* **PROVIDED RECORDS**

* * * * * * * * *

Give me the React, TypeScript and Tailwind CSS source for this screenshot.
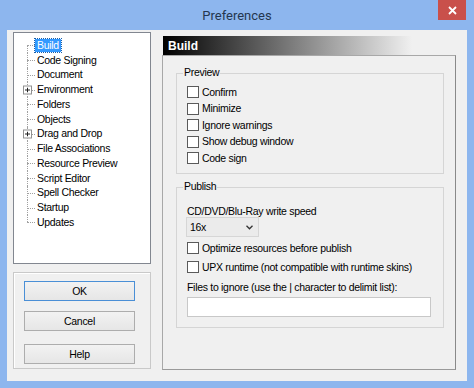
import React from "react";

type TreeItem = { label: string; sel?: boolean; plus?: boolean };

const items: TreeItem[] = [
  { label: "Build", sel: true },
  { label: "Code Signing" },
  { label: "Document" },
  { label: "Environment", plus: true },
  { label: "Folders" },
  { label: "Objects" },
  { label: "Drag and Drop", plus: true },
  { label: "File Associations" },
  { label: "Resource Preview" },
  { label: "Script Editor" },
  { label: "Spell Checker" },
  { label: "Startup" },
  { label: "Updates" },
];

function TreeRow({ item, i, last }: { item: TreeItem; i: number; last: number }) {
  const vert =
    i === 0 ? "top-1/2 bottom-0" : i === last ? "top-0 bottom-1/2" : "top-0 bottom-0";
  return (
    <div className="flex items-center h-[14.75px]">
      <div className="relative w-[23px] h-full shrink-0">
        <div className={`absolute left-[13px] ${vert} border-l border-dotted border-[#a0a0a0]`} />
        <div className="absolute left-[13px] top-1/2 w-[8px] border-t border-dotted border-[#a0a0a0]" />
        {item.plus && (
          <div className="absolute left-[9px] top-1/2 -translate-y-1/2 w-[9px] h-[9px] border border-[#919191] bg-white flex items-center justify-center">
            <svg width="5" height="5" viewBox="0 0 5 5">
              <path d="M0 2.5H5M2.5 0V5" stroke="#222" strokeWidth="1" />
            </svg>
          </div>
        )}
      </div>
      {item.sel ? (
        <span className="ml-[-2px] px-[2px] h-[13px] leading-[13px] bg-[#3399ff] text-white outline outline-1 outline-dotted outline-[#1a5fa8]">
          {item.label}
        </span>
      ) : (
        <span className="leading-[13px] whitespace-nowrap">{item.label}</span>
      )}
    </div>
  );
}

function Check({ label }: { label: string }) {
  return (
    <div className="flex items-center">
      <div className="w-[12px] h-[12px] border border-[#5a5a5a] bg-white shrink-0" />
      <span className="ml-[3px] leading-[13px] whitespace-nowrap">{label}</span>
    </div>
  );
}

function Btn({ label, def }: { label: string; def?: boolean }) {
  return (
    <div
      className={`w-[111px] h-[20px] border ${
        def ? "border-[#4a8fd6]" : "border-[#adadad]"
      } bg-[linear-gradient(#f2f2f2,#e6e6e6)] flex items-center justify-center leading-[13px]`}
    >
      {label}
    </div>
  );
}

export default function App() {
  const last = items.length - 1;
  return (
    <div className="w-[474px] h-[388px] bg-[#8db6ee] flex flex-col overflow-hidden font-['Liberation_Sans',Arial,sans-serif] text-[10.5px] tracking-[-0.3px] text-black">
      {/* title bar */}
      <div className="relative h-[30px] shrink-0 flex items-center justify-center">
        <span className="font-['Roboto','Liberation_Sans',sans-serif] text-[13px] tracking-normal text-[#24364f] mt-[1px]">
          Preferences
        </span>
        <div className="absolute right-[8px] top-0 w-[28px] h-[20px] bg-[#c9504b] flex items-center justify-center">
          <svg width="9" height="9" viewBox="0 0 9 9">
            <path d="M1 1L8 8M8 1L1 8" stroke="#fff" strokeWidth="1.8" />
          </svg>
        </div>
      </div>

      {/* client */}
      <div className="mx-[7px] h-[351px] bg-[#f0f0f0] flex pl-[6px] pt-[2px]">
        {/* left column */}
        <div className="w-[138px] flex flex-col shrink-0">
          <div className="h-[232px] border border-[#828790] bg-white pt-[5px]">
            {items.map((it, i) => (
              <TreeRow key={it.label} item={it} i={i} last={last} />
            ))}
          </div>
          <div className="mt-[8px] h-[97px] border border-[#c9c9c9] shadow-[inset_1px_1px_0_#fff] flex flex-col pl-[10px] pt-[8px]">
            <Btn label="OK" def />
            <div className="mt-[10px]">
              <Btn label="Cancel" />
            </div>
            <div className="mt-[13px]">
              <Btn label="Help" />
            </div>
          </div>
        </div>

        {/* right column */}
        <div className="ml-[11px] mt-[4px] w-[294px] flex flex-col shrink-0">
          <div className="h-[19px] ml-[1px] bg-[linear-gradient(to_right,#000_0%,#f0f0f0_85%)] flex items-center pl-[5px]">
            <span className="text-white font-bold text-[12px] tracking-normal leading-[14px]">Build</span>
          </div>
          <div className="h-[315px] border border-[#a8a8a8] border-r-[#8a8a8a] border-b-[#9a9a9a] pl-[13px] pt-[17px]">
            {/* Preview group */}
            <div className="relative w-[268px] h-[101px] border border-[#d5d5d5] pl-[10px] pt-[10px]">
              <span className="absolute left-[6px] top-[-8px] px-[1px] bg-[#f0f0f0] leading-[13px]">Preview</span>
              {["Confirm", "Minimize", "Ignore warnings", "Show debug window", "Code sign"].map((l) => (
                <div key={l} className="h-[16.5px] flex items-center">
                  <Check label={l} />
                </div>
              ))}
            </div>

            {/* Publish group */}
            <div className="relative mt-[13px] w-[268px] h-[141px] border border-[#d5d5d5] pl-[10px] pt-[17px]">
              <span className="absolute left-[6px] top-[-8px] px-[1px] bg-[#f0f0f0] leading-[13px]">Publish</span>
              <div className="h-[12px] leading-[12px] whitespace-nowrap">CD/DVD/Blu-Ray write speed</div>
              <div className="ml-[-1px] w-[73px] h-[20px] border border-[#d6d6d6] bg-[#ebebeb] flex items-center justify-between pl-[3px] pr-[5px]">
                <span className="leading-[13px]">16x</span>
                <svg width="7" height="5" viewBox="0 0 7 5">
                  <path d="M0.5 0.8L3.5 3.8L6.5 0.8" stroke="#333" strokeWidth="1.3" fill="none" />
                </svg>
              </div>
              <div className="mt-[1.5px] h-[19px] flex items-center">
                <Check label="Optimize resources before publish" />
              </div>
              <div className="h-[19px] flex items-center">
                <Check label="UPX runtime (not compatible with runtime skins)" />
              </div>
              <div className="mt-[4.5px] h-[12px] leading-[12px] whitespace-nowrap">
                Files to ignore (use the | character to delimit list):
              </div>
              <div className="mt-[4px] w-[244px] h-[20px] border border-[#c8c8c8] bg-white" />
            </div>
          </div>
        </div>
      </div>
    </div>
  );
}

* * * * * * * * *

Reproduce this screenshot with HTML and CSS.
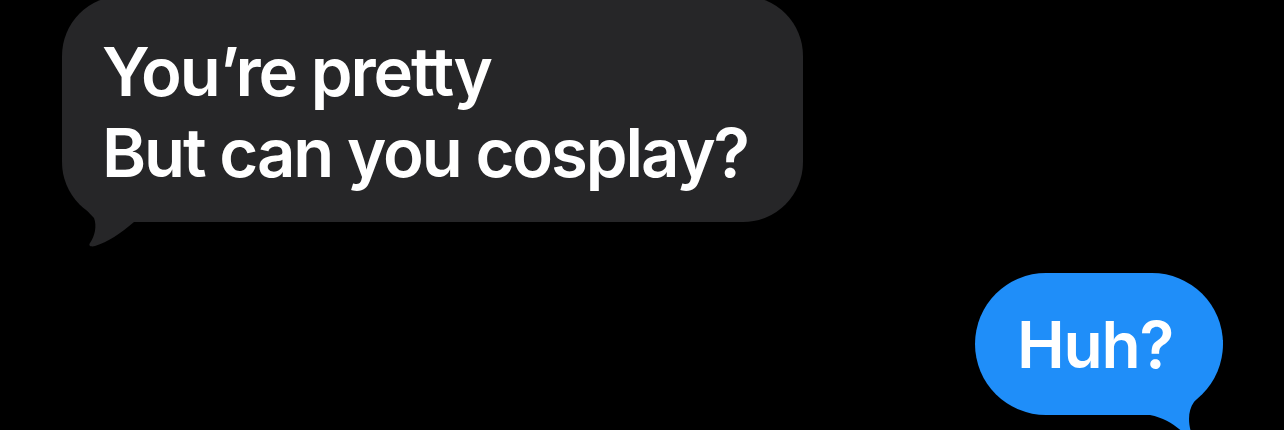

* * * * * * * * *

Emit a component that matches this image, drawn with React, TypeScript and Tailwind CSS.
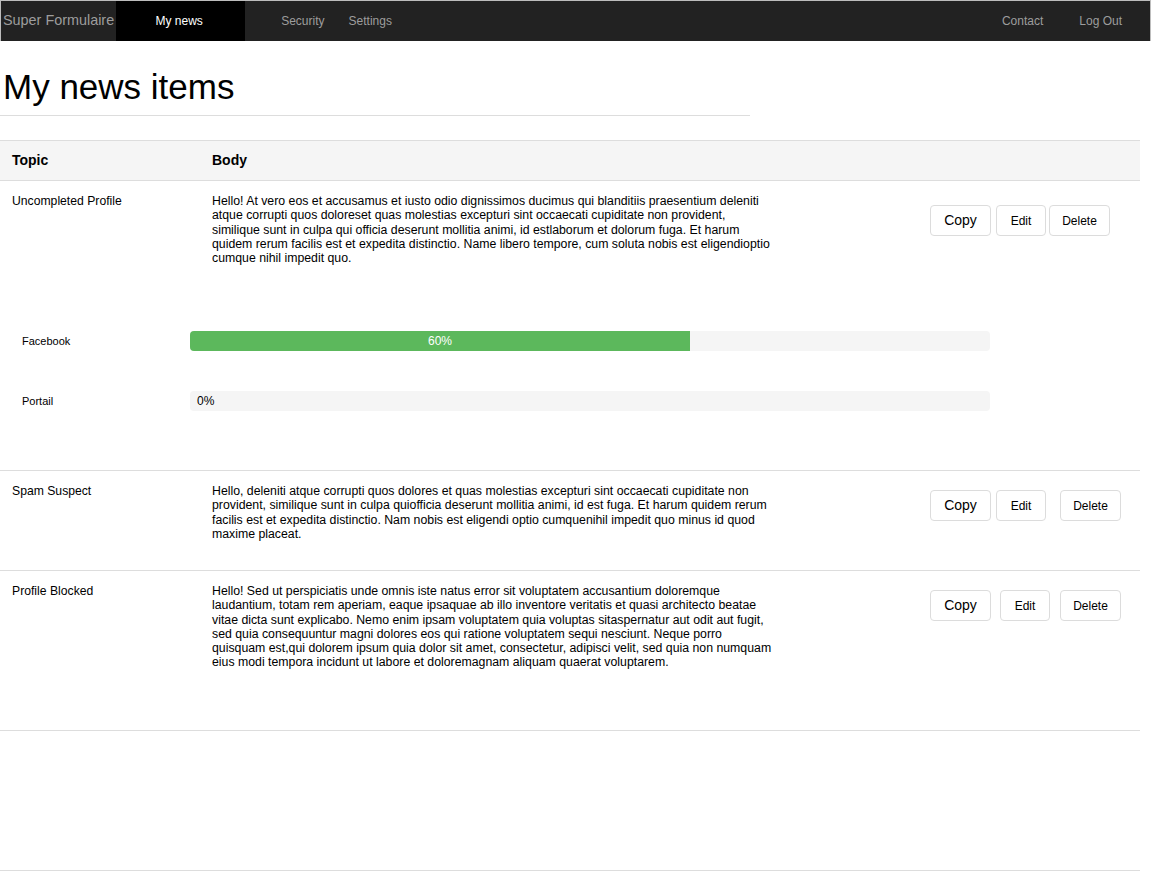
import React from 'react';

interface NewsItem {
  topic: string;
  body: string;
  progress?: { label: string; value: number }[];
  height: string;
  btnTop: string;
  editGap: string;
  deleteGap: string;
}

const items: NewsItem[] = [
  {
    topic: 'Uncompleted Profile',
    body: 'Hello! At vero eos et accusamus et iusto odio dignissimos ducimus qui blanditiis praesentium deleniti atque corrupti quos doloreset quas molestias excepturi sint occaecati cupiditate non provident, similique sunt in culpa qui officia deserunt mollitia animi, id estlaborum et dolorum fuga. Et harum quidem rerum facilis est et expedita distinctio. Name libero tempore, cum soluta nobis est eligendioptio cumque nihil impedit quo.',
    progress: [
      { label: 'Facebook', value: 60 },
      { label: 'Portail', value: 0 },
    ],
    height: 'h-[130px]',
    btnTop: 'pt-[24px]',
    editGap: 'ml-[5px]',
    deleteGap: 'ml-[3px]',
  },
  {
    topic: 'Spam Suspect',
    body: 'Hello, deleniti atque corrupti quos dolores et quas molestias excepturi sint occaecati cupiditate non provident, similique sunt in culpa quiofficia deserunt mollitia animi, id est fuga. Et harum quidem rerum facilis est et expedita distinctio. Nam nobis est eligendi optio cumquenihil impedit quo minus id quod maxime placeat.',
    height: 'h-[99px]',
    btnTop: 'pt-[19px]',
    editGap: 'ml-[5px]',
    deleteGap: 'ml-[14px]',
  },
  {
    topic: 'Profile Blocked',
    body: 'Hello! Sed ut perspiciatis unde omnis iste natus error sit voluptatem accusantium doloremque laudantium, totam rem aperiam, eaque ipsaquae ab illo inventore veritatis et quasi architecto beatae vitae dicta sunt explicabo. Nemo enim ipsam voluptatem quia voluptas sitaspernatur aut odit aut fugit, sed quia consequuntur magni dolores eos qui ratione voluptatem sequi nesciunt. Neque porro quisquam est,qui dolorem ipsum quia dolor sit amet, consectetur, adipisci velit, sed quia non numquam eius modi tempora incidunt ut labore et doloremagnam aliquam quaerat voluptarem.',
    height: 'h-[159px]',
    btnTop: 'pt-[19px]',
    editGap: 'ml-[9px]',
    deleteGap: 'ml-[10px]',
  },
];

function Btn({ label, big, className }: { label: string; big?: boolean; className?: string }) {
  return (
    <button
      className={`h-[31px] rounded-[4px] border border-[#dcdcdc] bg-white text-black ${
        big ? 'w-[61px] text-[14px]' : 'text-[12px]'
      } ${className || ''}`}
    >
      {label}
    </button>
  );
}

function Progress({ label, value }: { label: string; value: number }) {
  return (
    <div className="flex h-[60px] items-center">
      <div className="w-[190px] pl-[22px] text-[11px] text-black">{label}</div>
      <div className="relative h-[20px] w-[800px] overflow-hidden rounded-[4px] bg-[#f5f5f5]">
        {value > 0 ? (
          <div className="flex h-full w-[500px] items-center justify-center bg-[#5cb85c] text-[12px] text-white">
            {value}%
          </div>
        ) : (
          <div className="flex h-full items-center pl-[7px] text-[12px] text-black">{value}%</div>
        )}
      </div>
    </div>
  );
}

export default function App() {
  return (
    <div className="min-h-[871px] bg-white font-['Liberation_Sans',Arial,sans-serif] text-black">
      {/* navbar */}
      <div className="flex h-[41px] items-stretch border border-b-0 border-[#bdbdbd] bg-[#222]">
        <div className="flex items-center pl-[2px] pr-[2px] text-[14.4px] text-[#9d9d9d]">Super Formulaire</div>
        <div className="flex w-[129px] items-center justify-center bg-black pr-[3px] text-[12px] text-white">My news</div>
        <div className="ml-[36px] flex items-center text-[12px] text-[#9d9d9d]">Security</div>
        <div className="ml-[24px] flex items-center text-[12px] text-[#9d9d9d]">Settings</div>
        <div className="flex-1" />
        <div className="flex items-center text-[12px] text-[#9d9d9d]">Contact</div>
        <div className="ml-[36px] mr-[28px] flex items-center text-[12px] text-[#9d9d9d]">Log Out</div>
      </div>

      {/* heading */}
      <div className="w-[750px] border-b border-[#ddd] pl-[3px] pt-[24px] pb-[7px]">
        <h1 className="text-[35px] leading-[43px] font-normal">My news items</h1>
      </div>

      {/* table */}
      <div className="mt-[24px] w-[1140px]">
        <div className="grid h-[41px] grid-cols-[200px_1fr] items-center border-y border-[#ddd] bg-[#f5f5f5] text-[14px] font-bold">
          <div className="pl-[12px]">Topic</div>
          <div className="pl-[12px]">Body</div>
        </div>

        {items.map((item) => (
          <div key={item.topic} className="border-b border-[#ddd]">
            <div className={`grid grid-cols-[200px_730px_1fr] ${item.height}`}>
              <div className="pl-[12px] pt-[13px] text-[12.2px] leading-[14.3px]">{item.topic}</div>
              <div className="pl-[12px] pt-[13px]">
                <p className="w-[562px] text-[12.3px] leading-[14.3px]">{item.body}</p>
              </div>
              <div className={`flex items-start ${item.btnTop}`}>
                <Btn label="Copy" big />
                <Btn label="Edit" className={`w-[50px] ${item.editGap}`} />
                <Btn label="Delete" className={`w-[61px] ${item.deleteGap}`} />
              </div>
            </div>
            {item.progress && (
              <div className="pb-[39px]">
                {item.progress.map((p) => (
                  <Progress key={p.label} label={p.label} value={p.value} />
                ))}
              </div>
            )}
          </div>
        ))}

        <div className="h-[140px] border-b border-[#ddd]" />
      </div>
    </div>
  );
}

* * * * * * * * *

* **WHAT NEEDS TO BE DONE**
Working from the entries above, reproduce exactly and only the lines beginning with the line that has "Give me the" and ending with the line that has "string; sel?: boolean;"; omit all pictures.

* **TASK ANSWER**
Give me the React, TypeScript and Tailwind CSS source for this screenshot.
import React from "react";

type TreeItem = { label: string; sel?: boolean; plus?: boolean };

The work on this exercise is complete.